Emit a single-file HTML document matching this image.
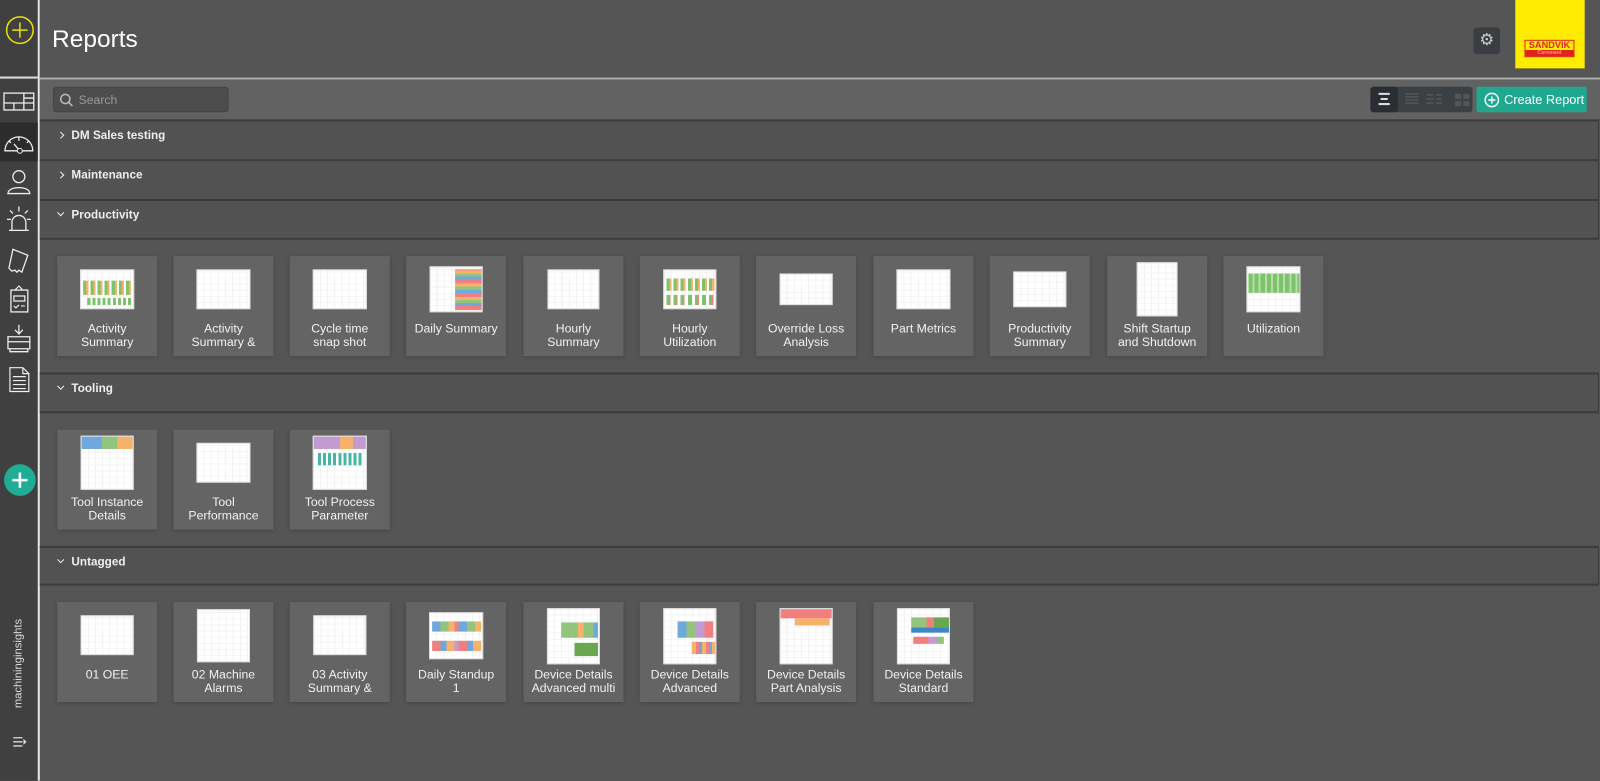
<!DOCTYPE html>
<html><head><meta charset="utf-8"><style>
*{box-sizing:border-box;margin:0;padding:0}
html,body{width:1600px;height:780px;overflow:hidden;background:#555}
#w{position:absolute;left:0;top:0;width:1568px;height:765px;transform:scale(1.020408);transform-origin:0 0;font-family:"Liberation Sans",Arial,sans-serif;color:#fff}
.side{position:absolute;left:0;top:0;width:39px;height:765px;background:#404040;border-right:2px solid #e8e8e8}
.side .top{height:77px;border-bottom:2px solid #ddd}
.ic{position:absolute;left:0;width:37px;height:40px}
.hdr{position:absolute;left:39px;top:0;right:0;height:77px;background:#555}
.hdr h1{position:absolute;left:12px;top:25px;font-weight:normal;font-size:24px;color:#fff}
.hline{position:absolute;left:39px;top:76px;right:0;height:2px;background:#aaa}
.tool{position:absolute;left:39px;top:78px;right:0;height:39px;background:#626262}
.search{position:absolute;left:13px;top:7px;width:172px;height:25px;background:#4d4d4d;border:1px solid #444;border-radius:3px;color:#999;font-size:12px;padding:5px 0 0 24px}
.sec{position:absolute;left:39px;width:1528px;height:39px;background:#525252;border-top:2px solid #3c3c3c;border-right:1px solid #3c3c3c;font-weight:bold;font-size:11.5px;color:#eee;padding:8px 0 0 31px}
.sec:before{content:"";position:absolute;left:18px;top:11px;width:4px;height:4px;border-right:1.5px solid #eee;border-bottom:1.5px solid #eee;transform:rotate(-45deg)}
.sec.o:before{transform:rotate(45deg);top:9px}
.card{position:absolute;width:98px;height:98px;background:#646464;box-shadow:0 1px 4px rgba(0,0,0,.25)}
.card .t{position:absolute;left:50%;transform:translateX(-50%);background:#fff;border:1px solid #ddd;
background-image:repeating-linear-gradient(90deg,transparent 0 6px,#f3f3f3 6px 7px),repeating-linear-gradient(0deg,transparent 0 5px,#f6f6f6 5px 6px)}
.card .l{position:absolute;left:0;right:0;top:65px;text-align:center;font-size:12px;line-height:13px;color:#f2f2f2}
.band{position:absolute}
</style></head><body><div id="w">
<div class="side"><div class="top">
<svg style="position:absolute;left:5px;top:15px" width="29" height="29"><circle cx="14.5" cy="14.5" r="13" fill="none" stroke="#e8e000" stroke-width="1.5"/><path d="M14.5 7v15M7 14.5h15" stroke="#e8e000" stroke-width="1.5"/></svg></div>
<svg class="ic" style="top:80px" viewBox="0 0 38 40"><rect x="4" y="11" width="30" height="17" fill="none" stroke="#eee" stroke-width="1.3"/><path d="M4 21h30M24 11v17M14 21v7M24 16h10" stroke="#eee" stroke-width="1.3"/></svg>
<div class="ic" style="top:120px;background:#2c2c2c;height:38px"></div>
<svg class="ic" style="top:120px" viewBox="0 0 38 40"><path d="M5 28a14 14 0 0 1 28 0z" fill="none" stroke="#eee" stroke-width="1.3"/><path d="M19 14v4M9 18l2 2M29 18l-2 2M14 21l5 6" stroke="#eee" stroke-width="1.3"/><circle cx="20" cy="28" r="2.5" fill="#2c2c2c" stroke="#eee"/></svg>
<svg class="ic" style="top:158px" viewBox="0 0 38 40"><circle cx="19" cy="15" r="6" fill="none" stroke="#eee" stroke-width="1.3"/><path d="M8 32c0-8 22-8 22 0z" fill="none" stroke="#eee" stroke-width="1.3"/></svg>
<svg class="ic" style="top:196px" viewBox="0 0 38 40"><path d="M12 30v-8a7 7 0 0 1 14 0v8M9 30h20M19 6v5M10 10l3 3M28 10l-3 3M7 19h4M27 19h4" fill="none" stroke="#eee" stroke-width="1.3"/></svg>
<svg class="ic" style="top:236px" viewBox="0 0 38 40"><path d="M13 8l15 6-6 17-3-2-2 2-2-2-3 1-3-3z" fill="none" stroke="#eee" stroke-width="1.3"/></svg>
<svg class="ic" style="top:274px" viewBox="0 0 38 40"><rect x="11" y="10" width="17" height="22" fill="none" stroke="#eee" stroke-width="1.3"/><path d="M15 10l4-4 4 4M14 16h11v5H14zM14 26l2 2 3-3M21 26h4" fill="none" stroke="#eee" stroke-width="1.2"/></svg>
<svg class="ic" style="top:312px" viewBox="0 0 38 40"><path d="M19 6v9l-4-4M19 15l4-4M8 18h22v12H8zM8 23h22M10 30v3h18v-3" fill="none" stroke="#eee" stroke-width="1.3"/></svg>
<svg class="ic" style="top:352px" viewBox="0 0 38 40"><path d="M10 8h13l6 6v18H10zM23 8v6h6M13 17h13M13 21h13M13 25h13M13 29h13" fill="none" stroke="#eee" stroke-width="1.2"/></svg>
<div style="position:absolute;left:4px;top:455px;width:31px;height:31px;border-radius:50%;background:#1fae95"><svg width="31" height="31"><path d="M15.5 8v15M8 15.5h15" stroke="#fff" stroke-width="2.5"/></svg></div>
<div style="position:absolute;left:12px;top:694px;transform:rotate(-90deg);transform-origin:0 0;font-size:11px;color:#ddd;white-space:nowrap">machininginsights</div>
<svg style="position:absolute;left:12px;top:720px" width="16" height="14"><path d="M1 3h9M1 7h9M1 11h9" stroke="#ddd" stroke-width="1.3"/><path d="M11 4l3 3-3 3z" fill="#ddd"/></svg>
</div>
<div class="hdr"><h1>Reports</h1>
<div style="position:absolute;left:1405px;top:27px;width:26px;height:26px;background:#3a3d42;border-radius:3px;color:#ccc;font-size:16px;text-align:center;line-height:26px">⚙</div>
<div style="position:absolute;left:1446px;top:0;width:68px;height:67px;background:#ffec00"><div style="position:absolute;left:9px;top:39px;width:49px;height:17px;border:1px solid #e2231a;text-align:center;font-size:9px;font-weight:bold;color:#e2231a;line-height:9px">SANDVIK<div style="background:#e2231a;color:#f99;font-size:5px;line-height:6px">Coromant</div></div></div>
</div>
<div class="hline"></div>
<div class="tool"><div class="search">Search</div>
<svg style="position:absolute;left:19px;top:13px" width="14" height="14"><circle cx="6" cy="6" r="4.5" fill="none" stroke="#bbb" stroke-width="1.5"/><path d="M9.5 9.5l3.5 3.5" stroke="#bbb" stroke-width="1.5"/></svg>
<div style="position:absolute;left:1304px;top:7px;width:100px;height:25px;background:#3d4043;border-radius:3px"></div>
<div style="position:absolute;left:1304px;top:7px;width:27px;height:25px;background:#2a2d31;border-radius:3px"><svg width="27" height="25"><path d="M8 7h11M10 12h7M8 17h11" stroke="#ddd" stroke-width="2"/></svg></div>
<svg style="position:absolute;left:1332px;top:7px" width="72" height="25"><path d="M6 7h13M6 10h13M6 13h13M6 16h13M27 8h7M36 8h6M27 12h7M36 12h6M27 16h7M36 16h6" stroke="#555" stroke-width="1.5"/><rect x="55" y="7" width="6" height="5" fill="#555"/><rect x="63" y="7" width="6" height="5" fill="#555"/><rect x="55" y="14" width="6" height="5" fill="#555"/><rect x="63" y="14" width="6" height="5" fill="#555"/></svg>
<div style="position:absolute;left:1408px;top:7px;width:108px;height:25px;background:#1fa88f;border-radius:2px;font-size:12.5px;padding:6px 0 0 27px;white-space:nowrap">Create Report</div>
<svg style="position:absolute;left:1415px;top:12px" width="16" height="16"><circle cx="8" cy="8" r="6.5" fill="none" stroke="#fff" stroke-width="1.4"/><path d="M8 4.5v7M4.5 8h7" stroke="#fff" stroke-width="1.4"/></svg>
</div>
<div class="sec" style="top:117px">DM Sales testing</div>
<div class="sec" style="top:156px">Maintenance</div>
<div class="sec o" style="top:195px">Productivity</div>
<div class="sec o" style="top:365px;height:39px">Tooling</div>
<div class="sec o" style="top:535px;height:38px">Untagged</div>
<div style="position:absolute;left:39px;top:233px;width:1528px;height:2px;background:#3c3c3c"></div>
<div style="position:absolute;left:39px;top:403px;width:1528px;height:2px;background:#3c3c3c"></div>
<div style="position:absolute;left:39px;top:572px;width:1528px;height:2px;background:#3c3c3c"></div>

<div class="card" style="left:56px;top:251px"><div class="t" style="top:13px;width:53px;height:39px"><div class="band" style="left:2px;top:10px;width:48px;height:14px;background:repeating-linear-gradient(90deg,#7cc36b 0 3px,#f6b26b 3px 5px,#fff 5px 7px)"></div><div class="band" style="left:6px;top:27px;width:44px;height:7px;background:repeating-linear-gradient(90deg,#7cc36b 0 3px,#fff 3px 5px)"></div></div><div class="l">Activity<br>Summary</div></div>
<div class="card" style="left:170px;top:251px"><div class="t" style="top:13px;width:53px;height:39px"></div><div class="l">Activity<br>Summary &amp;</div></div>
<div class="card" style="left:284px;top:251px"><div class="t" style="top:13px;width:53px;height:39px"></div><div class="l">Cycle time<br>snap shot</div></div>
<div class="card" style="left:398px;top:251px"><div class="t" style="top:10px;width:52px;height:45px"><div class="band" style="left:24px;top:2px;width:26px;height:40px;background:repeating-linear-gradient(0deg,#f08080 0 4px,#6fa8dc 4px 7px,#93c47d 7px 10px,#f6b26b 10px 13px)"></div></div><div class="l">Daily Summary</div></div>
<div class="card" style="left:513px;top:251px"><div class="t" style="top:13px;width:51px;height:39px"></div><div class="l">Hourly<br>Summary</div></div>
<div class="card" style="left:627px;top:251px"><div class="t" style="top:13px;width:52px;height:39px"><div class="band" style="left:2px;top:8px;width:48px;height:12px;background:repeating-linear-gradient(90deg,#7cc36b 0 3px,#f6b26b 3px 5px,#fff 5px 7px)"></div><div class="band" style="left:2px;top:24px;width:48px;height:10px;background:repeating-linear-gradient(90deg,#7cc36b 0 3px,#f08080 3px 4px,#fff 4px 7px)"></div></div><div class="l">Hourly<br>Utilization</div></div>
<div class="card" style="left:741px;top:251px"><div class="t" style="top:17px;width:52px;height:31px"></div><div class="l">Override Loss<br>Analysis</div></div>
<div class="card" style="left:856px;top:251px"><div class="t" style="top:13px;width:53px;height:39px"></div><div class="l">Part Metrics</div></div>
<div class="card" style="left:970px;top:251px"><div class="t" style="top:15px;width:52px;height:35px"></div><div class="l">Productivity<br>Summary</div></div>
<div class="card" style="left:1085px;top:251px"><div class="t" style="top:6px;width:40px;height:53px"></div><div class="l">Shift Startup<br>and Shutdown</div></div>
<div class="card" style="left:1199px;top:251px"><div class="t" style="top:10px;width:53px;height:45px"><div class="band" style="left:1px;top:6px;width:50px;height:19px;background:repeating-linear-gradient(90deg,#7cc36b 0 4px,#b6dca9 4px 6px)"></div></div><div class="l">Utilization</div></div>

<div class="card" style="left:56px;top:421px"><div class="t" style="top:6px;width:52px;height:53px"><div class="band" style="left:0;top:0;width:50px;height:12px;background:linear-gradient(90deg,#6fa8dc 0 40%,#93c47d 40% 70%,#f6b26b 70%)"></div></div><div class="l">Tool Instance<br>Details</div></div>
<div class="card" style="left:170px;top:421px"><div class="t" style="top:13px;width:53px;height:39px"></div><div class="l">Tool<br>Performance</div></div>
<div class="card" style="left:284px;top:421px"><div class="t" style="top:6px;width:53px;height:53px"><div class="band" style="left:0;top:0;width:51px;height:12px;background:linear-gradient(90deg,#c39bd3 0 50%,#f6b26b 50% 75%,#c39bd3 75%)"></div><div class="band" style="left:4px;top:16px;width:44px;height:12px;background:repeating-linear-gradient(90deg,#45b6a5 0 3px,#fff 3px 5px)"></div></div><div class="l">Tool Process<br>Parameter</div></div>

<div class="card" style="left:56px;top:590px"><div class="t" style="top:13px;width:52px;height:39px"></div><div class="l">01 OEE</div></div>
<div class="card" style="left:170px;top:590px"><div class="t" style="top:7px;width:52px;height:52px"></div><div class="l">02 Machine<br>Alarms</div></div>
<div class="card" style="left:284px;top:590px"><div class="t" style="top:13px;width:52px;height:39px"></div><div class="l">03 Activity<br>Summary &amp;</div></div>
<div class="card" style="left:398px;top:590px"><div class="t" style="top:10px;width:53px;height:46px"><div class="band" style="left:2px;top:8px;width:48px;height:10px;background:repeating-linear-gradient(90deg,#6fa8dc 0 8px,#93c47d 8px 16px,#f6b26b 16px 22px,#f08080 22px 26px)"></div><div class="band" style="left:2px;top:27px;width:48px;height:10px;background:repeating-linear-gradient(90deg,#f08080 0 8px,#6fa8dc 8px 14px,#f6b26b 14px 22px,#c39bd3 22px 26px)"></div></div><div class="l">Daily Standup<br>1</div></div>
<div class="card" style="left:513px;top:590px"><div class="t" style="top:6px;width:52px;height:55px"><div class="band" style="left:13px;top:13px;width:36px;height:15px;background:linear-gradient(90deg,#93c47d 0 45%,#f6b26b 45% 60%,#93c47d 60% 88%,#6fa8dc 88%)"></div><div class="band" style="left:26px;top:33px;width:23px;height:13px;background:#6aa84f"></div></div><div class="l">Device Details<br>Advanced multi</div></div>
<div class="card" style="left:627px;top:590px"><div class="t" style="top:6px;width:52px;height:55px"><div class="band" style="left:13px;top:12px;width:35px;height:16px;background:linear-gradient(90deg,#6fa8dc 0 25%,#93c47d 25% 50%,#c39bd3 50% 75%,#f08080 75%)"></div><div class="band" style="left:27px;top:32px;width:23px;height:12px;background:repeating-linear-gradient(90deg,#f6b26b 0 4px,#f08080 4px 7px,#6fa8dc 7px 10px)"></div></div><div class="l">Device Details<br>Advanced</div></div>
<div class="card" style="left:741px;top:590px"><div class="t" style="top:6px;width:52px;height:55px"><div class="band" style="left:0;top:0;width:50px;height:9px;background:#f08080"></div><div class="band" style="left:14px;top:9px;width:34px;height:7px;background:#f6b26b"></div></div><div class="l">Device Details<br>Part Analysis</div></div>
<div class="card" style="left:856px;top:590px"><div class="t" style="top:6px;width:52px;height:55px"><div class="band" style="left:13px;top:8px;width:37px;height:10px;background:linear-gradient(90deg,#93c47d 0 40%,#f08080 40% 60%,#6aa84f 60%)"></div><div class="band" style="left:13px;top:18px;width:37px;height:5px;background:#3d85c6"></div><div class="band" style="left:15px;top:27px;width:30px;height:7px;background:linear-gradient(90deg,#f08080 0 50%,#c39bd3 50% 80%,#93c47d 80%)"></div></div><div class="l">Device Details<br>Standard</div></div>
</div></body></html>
⁂
## Task objective
Copy all lines above containing the string "image".

## Task result
Emit a single-file HTML document matching this image.
background-image:repeating-linear-gradient(90deg,transparent 0 6px,#f3f3f3 6px 7px),repeating-linear-gradient(0deg,transparent 0 5px,#f6f6f6 5px 6px)}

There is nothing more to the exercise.